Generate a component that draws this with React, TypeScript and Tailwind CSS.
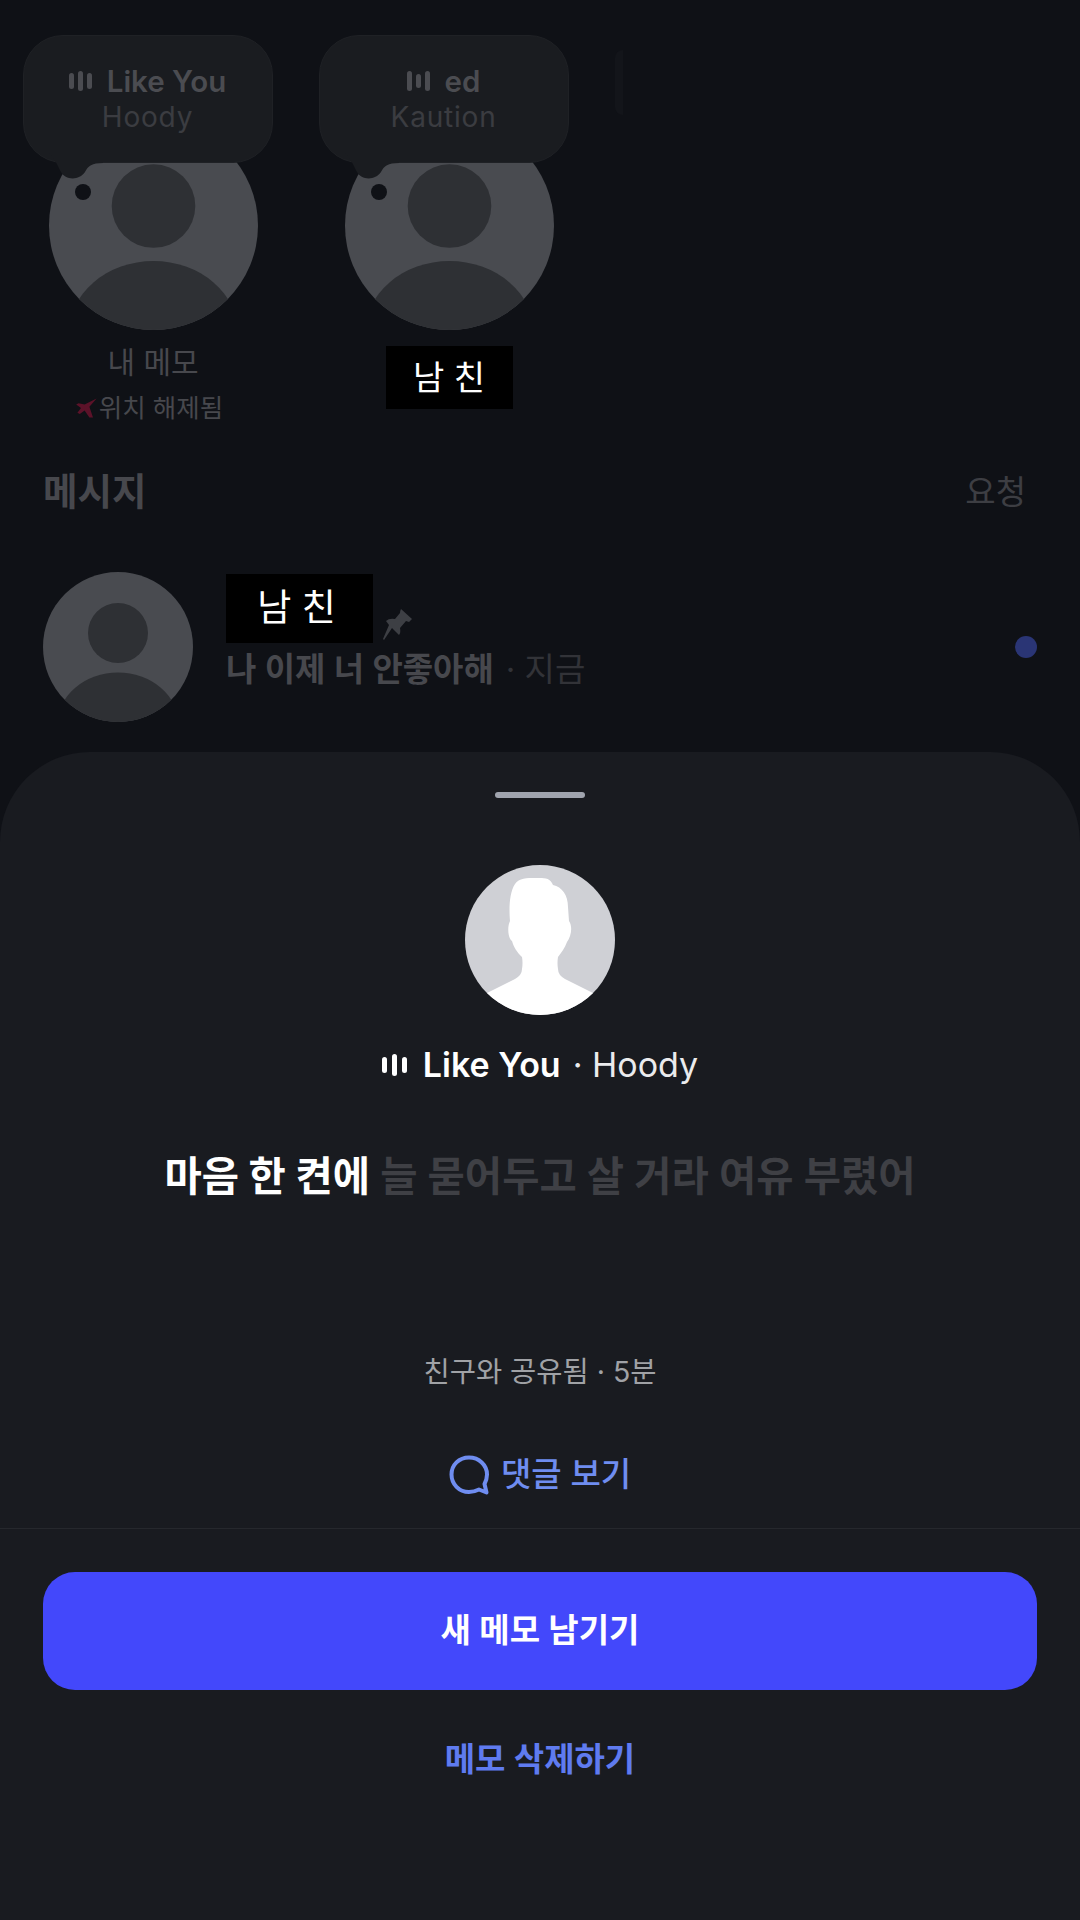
const sans = "font-['Inter','Noto_Sans_CJK_KR',sans-serif]";

function Bars({ heights, className }: { heights: number[]; className: string }) {
  return (
    <span className={`flex items-center ${className}`}>
      {heights.map((h, i) => (
        <span key={i} className="w-[5px] rounded-full bg-current" style={{ height: h }} />
      ))}
    </span>
  );
}

function PlaceholderAvatar({ className }: { className: string }) {
  return (
    <svg viewBox="0 0 100 100" className={className}>
      <defs>
        <clipPath id="avatar-clip">
          <circle cx="50" cy="50" r="50" />
        </clipPath>
      </defs>
      <circle cx="50" cy="50" r="50" fill="#494b50" />
      <circle cx="50" cy="40.7" r="20" fill="#2e3034" />
      <ellipse cx="50" cy="102" rx="40.6" ry="35" fill="#2e3034" clipPath="url(#avatar-clip)" />
    </svg>
  );
}

function NoteBubble({ title, artist, bars }: { title: string; artist: string; bars: number[] }) {
  return (
    <div className="absolute -left-[26px] -top-[86px] z-10 h-[128px] w-[250px]">
      <div className="flex h-full flex-col items-center justify-center rounded-[40px] border border-[#1f2125] bg-[#1a1c20]">
        <div className="flex items-center gap-[15px] text-[29.5px] font-semibold leading-[36px] text-[#4b4c51]">
          <Bars heights={bars} className="gap-[4px] text-[#4b4c51]" />
          {title}
        </div>
        <div className="text-[28px] leading-[36px] tracking-[0.8px] text-[#3b3c41]">{artist}</div>
      </div>
      {/* tail that runs out of the lower left corner */}
      <svg viewBox="0 0 250 150" className="absolute left-0 top-0 h-[150px] w-[250px]">
        <path fill="#1a1c20" d="M26 118 C33 125 34 130 38 137 C42 145 56 146 62 137 C65 131 69 128 80 128 L80 110 L26 110 Z" />
      </svg>
      <div className="absolute left-[52px] top-[149px] h-[16px] w-[16px] rounded-full bg-[#0f1116]" />
    </div>
  );
}

function Story({ children, note }: { children: React.ReactNode; note: React.ReactNode }) {
  return (
    <div className="relative flex w-[209px] flex-col items-center">
      {note}
      <PlaceholderAvatar className="h-[209px] w-[209px]" />
      {children}
    </div>
  );
}

function MaskedName({ className, textClass }: { className: string; textClass: string }) {
  return (
    <div className={`flex items-center justify-center bg-black text-white ${className}`}>
      <span className={textClass}>남 친</span>
    </div>
  );
}

function Silhouette() {
  return (
    <svg viewBox="0 0 150 150" className="h-[150px] w-[150px]">
      <defs>
        <clipPath id="sheet-avatar-clip">
          <circle cx="75" cy="75" r="75" />
        </clipPath>
      </defs>
      <circle cx="75" cy="75" r="75" fill="#cfd0d5" />
      <path
        fill="#ffffff"
        clipPath="url(#sheet-avatar-clip)"
        d="M20 129 L50 114 Q57 110 57 104 Q58 98 57 92 C52 87 49 83 47 76 C43 73 42 62 45 56 C44 45 44 28 50 19 C54 13 62 13 70 13 C78 13 85 12 88 20 C97 22 103 30 103 42 L104 56 C108 62 106 72 102 77 C100 83 96 88 93 92 Q92 98 93 104 Q93 110 100 114 L130 129 L130 160 L20 160 Z"
      />
    </svg>
  );
}

function PinIcon() {
  return (
    <svg viewBox="0 0 30 32" className="mb-[2px] ml-[10px] h-[32px] w-[30px]">
      <path fill="#3d3f44" d="M18 0 L29 10 L26 13 L23 12 L17 19 Q18 24 16 26 L9 19 L1 31 L0 30 L6 16 L3 12 Q6 9 12 10 L17 4 Q17 2 18 0 Z" />
    </svg>
  );
}

function CommentIcon() {
  return (
    <svg viewBox="0 0 40 40" className="h-[40px] w-[40px]" fill="none">
      <path
        stroke="#6f8df0"
        strokeWidth="4"
        strokeLinejoin="round"
        d="M20 2.5 C10 2.5 2.5 10 2.5 19.5 C2.5 29 10 37 20 37 C24 37 27 36 30 34.5 L37.5 37.5 L35.5 29 C37 26 38 23 38 19.5 C38 10 30 2.5 20 2.5 Z"
      />
    </svg>
  );
}

export default function App() {
  return (
    <div className={`flex h-[1920px] w-[1080px] flex-col overflow-hidden bg-[#0f1116] ${sans}`}>
      <section className="flex h-[752px] flex-col">
        <div className="flex gap-[87px] pl-[48.5px] pt-[121px]">
          <Story note={<NoteBubble title="Like You" artist="Hoody" bars={[16, 20, 16]} />}>
            <div className="mt-[14px] text-[30px] leading-[36px] text-[#47484d]">내 메모</div>
            <div className="mt-[11px] flex items-center text-[25.5px] leading-[34px] text-[#47484d] pr-[8px]">
              <svg viewBox="0 0 20 20" className="h-[24px] w-[24px] blur-[0.6px]">
                <path fill="#5c1229" d="M18 2 L12 9 L15 18 L12 18 L8 12 L4 15 L2 14 L5 10 L1 7 L3 6 L8 7 Z" />
              </svg>
              위치 해제됨
            </div>
          </Story>
          <Story note={<NoteBubble title="ed" artist="Kaution" bars={[20, 14, 20]} />}>
            <MaskedName className="mt-[16px] h-[63px] w-[127px]" textClass="text-[34px]" />
          </Story>
          <div className="relative w-[209px]">
            <div className="absolute -left-[26px] -top-[71px] h-[65px] w-[8px] rounded-l-[30px] bg-[#13151a]" />
          </div>
        </div>

        <div className="mt-[43px] flex items-center justify-between pl-[43px] pr-[54px]">
          <h2 className="text-[37.5px] font-bold leading-[48px] text-[#47484d]">메시지</h2>
          <span className="text-[33px] leading-[48px] text-[#3d3e43]">요청</span>
        </div>

        <div className="mt-[56px] flex items-center pl-[43px] pr-[43px]">
          <PlaceholderAvatar className="h-[150px] w-[150px]" />
          <div className="ml-[33px] flex flex-1 flex-col pb-[30px]">
            <div className="flex items-end">
              <MaskedName className="h-[69px] w-[147px]" textClass="pr-[6px] text-[37px]" />
              <PinIcon />
            </div>
            <div className="mt-[4px] flex items-center text-[33px] leading-[44px]">
              <span className="font-semibold text-[#47484d]">나 이제 너 안좋아해</span>
              <span className="ml-[12px] text-[#323338]">· 지금</span>
            </div>
          </div>
          <div className="h-[22px] w-[22px] rounded-full bg-[#2a3575]" />
        </div>
      </section>

      <section className="flex flex-1 flex-col items-center rounded-t-[90px] bg-[#191b20]">
        <div className="mt-[40px] h-[6px] w-[90px] rounded-full bg-[#a0a4ae]" />
        <div className="mt-[67px]">
          <Silhouette />
        </div>
        <div className="mt-[30px] flex h-[40px] items-center text-[34px] leading-[40px] text-white">
          <Bars heights={[16, 22, 16]} className="gap-[5px] text-white" />
          <span className="ml-[16px] font-semibold">Like You</span>
          <span className="ml-[12px] text-[#ebebed]">· Hoody</span>
        </div>
        <p className="mt-[64px] text-[40.5px] font-semibold leading-[56px] text-[#3f4045]">
          <span className="font-bold text-white">마음 한 켠에</span> 늘 묻어두고 살 거라 여유 부렸어
        </p>
        <div className="mt-[149px] text-[28.5px] leading-[36px] text-[#a0a2a6]">친구와 공유됨 · 5분</div>
        <div className="mt-[63px] flex h-[44px] items-center gap-[12px] text-[33px] font-medium text-[#6f8df0]">
          <CommentIcon />
          댓글 보기
        </div>
        <div className="mt-[31px] h-[1px] w-full bg-[#26282d]" />
        <div className="mt-[43px] w-full px-[43px]">
          <button className="flex h-[118px] w-full items-center justify-center rounded-[32px] bg-[#4348fb] text-[33px] font-semibold text-white">
            새 메모 남기기
          </button>
        </div>
        <div className="mt-[47px] text-[33px] font-semibold leading-[44px] text-[#5f7bf0]">메모 삭제하기</div>
      </section>
    </div>
  );
}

| TASK TO COMPLETE |
Your answer should be a single number: the count of lines that contain "React".

| RESPONSE TO THIS TASK |
2